> _TASK PROMPT_: Only the number is wanted: how many lines hold the word "full"?

Data items

==*==

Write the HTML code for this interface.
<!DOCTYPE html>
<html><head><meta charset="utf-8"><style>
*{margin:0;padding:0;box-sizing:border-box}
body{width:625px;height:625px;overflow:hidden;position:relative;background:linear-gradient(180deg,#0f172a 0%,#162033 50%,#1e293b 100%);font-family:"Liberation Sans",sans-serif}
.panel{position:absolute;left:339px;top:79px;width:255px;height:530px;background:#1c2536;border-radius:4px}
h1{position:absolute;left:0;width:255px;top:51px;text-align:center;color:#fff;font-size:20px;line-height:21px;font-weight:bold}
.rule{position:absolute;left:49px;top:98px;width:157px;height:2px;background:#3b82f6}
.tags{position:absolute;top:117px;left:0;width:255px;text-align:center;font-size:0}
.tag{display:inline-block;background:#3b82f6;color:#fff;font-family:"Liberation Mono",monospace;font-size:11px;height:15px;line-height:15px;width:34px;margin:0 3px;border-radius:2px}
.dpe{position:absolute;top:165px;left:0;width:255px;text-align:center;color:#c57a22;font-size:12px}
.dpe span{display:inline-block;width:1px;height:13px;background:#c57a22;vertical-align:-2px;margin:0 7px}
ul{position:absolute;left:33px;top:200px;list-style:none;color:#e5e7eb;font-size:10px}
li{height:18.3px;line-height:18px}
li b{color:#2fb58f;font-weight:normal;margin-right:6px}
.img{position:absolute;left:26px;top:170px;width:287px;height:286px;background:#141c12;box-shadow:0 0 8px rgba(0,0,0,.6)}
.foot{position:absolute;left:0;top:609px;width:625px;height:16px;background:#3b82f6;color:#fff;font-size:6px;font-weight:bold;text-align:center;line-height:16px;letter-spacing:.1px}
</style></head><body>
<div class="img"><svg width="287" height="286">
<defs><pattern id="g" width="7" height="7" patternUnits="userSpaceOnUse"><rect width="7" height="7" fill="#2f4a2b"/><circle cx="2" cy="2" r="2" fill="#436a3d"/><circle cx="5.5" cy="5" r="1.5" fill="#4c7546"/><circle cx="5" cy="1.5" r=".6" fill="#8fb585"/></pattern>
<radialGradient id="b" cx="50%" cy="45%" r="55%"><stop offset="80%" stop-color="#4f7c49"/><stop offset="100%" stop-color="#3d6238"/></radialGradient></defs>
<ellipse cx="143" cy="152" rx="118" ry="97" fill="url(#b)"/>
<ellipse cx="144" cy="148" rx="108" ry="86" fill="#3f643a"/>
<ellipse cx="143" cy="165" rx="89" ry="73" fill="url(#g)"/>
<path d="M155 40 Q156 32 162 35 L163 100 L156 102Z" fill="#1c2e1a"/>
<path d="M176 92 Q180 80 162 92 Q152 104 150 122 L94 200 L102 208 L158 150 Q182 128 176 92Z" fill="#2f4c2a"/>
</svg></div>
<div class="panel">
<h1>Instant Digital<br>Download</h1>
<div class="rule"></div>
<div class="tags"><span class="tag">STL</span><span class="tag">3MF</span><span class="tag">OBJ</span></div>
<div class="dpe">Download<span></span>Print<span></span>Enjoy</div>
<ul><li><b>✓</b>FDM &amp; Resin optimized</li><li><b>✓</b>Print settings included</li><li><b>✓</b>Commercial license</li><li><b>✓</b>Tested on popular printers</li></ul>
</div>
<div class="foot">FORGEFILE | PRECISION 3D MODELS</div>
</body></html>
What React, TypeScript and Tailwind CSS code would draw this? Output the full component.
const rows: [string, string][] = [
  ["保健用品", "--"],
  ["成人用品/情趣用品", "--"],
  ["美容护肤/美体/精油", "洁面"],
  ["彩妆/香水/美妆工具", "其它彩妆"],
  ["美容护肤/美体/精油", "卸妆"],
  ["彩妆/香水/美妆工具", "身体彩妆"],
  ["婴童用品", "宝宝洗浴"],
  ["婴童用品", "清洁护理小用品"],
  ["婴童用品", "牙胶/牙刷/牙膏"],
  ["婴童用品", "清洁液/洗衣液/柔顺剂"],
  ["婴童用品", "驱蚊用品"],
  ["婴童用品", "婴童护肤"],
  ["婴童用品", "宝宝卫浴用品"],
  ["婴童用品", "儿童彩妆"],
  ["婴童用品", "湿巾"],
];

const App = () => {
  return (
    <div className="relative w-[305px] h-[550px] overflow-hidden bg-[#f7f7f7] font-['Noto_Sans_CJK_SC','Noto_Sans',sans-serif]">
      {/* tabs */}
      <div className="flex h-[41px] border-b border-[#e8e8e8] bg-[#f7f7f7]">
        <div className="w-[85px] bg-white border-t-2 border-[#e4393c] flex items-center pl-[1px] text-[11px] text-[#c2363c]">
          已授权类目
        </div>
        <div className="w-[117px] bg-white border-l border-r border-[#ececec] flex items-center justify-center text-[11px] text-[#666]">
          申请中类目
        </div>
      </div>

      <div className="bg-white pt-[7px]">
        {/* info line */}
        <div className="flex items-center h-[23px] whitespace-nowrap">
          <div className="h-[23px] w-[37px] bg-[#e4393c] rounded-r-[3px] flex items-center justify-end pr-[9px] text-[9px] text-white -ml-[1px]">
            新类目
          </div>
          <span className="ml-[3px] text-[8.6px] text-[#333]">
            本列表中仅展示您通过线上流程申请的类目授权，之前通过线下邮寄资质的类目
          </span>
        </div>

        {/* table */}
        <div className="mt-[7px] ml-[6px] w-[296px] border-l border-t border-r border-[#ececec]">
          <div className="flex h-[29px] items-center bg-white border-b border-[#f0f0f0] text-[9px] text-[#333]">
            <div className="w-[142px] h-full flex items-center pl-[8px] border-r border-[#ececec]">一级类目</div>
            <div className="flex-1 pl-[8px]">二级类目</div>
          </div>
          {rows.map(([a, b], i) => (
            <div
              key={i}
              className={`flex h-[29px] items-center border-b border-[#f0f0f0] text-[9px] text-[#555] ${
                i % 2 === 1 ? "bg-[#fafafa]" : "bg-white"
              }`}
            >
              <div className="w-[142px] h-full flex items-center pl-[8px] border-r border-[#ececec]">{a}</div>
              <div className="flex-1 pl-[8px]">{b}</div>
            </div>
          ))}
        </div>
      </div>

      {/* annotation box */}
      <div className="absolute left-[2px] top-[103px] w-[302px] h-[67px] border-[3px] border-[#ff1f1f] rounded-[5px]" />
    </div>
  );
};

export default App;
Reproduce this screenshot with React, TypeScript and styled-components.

==*==

> _COMPLETE RESPONSE_: 3